**WHAT THIS TASK INVOLVES**
Provide a single number: the count of lines containing the string "with".

**SUPPLIED DATA**
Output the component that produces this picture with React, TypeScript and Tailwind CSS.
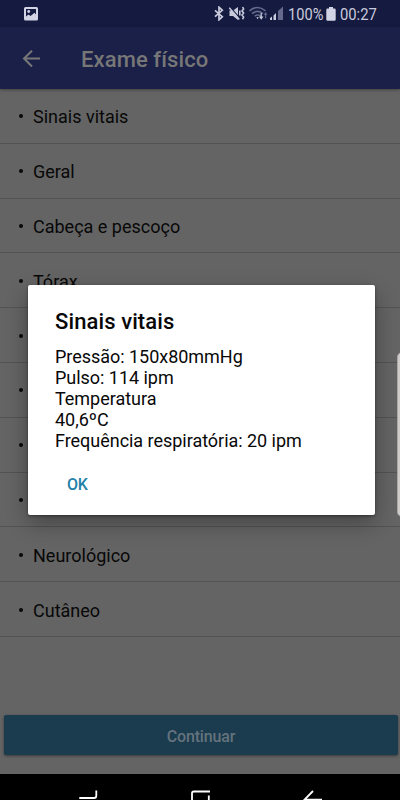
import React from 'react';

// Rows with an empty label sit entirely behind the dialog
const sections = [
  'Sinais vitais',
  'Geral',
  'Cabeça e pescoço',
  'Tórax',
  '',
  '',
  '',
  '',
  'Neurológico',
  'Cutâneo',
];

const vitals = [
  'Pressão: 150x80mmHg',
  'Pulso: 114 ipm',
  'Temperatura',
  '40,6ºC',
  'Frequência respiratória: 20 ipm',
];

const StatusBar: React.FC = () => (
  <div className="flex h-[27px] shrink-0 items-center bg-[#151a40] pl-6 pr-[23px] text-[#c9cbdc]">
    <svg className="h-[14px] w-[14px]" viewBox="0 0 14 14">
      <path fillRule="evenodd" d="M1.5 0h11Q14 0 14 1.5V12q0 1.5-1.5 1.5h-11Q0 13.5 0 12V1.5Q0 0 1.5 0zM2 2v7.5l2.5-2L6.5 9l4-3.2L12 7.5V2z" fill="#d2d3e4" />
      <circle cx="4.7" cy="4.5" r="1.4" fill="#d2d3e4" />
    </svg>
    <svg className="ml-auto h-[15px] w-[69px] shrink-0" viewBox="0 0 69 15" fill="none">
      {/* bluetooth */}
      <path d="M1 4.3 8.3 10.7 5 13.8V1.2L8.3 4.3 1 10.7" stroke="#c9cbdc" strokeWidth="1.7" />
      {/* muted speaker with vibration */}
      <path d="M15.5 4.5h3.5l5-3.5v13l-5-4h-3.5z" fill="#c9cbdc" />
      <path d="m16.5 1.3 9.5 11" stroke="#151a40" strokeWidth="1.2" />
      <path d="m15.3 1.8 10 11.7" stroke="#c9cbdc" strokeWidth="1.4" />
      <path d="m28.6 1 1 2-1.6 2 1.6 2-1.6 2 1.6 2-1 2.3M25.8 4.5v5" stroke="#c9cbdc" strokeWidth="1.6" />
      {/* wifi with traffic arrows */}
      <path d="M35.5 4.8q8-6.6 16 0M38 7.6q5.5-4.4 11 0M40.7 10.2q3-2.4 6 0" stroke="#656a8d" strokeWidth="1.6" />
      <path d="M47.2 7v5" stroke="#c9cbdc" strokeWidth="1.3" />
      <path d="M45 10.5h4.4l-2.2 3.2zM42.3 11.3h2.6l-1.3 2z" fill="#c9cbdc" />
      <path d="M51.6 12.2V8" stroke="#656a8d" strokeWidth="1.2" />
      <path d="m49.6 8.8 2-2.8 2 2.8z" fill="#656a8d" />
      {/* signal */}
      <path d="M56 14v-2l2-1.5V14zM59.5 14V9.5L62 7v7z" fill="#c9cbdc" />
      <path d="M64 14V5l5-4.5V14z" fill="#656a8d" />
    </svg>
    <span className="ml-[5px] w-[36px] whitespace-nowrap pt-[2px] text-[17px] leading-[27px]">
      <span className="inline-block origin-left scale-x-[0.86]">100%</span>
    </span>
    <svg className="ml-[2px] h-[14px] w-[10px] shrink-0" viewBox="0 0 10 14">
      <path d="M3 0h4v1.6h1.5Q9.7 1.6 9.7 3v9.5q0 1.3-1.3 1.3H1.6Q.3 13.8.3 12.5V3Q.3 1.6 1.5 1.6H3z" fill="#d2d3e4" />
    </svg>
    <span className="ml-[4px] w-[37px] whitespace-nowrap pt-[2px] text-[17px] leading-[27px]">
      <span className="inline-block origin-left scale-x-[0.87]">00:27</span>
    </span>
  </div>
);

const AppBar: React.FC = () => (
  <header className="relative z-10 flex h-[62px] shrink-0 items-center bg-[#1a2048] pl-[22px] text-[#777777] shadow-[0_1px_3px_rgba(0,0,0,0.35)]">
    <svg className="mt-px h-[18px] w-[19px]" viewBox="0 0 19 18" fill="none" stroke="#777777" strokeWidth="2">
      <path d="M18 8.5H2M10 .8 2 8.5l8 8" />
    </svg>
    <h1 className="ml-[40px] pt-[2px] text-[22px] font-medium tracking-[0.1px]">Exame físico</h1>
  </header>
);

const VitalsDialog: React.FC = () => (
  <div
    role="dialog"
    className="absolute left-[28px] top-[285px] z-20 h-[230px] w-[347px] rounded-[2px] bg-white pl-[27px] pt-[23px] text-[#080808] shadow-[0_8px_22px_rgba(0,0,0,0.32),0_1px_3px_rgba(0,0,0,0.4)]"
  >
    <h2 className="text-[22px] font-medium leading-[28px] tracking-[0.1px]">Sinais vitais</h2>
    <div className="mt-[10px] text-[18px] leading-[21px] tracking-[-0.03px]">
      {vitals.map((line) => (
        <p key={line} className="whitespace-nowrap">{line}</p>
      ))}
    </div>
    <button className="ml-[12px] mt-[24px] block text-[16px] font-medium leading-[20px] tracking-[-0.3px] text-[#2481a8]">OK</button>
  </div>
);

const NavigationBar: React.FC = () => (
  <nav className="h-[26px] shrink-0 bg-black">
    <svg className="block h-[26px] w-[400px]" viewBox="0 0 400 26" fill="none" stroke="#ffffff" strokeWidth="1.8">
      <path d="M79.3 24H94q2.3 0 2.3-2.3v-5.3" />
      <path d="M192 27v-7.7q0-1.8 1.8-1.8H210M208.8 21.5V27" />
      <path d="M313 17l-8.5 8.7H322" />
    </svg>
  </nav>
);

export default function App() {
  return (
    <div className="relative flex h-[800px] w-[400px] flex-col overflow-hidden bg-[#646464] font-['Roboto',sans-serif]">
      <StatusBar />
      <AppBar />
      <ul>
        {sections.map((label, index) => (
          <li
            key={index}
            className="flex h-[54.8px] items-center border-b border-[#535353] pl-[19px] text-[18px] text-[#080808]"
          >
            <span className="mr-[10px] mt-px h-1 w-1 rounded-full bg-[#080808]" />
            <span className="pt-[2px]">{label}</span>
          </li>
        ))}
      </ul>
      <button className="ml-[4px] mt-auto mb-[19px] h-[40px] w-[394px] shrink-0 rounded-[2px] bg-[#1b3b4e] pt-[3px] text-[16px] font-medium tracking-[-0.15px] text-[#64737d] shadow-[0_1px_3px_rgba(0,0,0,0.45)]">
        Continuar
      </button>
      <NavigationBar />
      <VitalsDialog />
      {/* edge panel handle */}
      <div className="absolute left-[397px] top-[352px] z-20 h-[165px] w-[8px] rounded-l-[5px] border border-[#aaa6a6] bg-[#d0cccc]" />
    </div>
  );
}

**TASK ANSWER**
4